Rows from a dataset of pages and code:
* Start *

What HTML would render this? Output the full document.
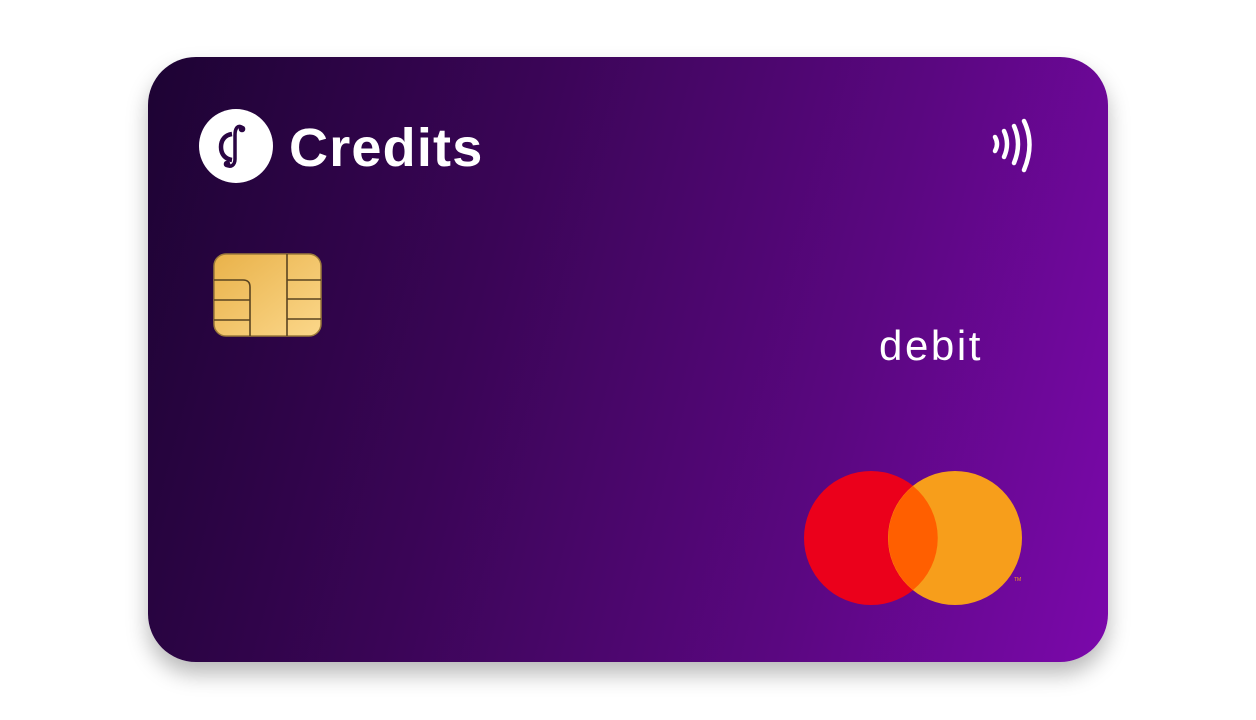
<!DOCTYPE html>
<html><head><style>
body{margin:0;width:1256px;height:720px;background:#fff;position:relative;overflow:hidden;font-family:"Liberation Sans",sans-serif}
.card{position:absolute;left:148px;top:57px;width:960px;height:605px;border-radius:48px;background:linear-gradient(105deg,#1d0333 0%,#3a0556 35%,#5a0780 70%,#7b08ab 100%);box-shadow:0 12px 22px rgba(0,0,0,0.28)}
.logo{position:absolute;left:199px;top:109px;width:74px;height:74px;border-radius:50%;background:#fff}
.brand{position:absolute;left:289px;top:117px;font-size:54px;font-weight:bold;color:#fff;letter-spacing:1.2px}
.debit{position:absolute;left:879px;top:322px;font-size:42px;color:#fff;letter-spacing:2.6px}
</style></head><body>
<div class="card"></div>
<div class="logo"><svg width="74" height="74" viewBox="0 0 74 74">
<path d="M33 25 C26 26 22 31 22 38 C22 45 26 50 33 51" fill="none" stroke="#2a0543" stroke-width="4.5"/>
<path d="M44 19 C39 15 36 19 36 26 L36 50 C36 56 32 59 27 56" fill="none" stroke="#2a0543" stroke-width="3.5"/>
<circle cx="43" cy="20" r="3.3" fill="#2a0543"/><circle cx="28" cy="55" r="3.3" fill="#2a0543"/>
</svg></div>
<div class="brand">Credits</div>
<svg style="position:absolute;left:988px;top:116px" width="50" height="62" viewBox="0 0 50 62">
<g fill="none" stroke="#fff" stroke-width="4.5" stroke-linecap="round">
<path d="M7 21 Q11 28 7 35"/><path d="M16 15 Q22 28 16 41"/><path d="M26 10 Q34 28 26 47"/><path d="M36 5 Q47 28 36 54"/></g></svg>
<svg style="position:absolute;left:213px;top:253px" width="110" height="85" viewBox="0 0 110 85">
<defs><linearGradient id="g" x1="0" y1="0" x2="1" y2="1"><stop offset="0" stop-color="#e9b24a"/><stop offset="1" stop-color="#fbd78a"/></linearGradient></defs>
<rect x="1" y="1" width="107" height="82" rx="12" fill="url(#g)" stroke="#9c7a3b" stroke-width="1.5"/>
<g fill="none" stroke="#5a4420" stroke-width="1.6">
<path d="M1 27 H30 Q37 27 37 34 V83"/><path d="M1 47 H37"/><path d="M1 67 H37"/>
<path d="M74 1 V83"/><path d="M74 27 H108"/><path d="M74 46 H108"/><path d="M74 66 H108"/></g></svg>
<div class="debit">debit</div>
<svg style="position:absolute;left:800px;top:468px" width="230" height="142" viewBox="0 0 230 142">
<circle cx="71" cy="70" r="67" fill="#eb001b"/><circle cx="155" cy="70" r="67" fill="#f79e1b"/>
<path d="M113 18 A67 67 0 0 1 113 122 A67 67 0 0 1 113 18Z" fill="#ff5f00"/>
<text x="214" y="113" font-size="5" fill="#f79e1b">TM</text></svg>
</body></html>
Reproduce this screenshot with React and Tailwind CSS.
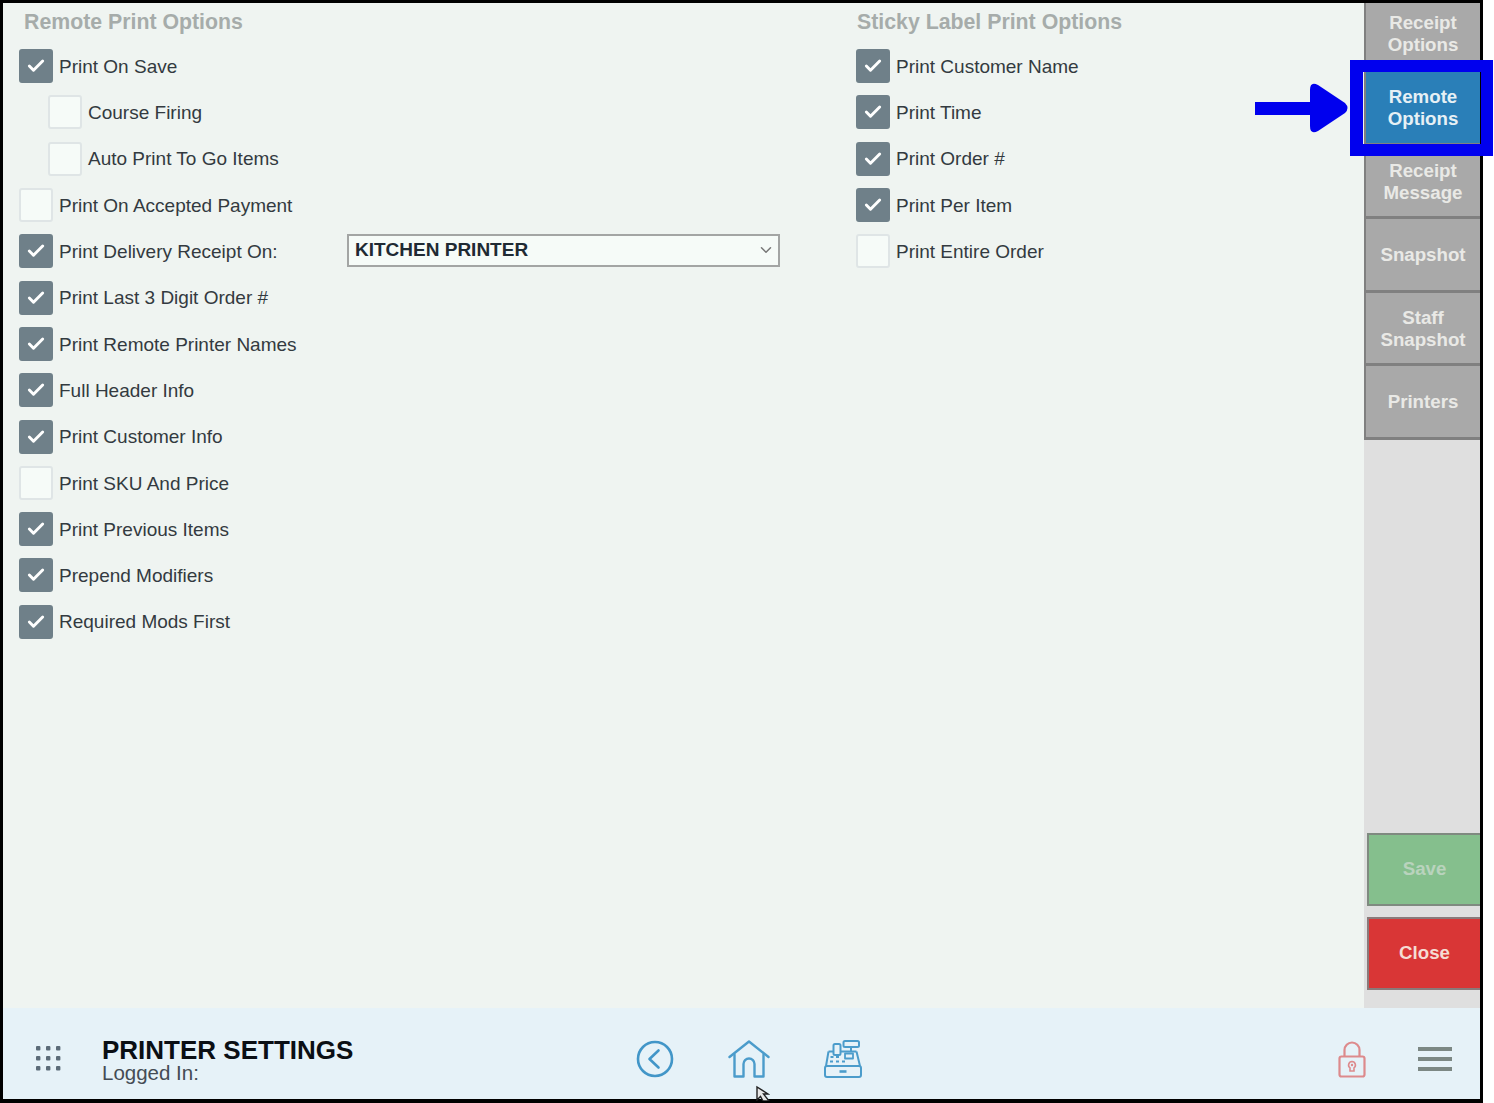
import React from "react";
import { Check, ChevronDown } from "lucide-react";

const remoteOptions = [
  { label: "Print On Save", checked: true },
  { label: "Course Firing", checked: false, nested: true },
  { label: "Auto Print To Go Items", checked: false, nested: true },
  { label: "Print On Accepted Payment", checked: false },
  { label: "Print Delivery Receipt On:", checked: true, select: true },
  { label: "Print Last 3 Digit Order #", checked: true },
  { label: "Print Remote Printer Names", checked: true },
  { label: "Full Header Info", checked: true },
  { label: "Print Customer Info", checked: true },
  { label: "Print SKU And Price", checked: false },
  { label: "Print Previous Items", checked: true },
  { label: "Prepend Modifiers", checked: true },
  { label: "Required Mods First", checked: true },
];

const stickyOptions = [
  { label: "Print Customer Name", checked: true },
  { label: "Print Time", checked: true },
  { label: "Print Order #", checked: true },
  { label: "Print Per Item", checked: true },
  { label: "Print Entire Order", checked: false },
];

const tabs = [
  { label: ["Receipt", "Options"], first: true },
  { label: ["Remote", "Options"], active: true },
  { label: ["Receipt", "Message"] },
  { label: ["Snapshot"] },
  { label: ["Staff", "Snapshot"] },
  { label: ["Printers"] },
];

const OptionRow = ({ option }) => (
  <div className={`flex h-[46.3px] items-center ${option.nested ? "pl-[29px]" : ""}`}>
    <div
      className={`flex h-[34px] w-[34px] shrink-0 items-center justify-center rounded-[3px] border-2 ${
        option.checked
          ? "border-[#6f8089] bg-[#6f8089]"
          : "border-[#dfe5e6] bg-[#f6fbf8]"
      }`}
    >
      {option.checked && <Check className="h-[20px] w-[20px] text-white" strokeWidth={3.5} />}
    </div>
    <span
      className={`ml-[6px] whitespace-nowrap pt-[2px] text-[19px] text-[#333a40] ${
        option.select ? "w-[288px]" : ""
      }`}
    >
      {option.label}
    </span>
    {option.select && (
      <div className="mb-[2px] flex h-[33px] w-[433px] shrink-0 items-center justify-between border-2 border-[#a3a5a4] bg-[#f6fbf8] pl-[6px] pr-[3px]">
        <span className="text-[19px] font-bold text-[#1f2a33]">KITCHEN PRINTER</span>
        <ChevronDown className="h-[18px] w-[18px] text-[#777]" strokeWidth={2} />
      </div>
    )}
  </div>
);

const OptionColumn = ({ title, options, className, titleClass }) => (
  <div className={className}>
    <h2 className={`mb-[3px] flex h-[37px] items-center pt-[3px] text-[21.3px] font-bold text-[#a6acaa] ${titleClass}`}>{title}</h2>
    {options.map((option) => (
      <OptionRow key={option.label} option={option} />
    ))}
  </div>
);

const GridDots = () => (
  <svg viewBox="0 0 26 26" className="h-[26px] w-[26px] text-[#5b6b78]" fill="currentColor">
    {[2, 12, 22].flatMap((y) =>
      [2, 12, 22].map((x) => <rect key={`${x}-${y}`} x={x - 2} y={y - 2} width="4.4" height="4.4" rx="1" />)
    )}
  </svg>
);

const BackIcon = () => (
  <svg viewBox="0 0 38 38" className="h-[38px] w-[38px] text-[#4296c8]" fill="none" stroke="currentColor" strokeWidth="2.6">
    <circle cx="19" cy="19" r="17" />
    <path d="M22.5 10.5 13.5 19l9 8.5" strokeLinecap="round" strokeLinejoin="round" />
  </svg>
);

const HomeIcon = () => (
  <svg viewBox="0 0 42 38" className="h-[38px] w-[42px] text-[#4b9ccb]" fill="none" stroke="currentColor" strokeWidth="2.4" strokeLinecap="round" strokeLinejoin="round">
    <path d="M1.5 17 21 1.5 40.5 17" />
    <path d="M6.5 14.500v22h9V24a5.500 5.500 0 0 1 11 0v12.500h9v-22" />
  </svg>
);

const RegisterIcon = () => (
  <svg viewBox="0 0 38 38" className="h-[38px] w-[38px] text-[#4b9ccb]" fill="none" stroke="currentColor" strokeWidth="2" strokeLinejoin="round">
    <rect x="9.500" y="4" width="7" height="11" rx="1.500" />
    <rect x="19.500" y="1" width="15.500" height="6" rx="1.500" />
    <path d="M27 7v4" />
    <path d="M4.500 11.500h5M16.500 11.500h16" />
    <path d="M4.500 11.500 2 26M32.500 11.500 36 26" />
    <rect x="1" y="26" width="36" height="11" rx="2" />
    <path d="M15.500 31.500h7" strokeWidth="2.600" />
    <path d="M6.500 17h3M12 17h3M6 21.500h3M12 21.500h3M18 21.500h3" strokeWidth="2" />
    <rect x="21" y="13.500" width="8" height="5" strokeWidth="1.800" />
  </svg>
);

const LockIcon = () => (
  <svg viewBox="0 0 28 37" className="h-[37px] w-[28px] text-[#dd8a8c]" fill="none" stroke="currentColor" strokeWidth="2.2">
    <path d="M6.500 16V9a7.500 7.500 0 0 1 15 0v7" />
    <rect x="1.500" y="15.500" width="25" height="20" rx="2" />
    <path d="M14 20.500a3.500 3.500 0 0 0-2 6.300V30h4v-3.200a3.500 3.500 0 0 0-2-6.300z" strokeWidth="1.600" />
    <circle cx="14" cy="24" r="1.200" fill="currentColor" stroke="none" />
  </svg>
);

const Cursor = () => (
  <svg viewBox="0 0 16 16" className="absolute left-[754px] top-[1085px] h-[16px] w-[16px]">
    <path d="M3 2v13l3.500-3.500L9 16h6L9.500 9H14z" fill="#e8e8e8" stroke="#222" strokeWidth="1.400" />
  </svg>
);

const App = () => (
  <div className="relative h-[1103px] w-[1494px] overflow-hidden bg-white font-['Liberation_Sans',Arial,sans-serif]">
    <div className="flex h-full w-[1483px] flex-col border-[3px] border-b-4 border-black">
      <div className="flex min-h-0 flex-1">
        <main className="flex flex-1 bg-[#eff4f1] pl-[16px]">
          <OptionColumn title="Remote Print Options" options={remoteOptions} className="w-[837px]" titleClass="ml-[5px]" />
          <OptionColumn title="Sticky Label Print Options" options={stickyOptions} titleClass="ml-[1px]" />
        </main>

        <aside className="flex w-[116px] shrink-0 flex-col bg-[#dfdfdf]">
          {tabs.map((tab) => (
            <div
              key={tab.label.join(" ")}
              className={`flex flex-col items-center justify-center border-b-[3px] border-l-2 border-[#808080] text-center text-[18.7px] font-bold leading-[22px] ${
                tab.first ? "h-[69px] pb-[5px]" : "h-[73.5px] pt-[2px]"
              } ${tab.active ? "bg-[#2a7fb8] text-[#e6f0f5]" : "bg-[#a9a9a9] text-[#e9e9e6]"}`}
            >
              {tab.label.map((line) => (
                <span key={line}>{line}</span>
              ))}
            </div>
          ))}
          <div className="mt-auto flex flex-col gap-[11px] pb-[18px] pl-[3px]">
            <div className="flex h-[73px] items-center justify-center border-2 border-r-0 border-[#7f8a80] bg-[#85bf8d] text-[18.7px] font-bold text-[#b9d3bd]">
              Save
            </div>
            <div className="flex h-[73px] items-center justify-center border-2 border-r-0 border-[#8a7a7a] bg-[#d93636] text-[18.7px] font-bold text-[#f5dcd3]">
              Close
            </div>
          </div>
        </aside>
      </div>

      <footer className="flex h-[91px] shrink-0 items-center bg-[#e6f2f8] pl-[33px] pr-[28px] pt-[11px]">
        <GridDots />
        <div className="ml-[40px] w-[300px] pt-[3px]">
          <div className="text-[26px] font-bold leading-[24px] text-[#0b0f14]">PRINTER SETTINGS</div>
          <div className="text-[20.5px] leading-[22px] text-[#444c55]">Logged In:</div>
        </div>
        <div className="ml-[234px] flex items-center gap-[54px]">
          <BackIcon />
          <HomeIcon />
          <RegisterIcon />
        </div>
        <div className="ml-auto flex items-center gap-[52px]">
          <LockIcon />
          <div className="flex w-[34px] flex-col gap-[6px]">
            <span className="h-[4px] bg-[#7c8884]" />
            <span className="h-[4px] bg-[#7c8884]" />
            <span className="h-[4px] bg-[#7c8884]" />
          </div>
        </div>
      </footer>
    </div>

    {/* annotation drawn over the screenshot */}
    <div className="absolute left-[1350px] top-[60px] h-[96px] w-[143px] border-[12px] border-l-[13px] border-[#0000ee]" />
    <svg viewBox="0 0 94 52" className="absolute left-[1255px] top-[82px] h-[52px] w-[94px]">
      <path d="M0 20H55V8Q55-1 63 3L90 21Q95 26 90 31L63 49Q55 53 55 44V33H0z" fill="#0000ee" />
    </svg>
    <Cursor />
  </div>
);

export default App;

* End *

- _Goal_
Filter the listing above by the word "screenshot"; copy each line that passes.

- _Problem solution_
Reproduce this screenshot with React and Tailwind CSS.
    {/* annotation drawn over the screenshot */}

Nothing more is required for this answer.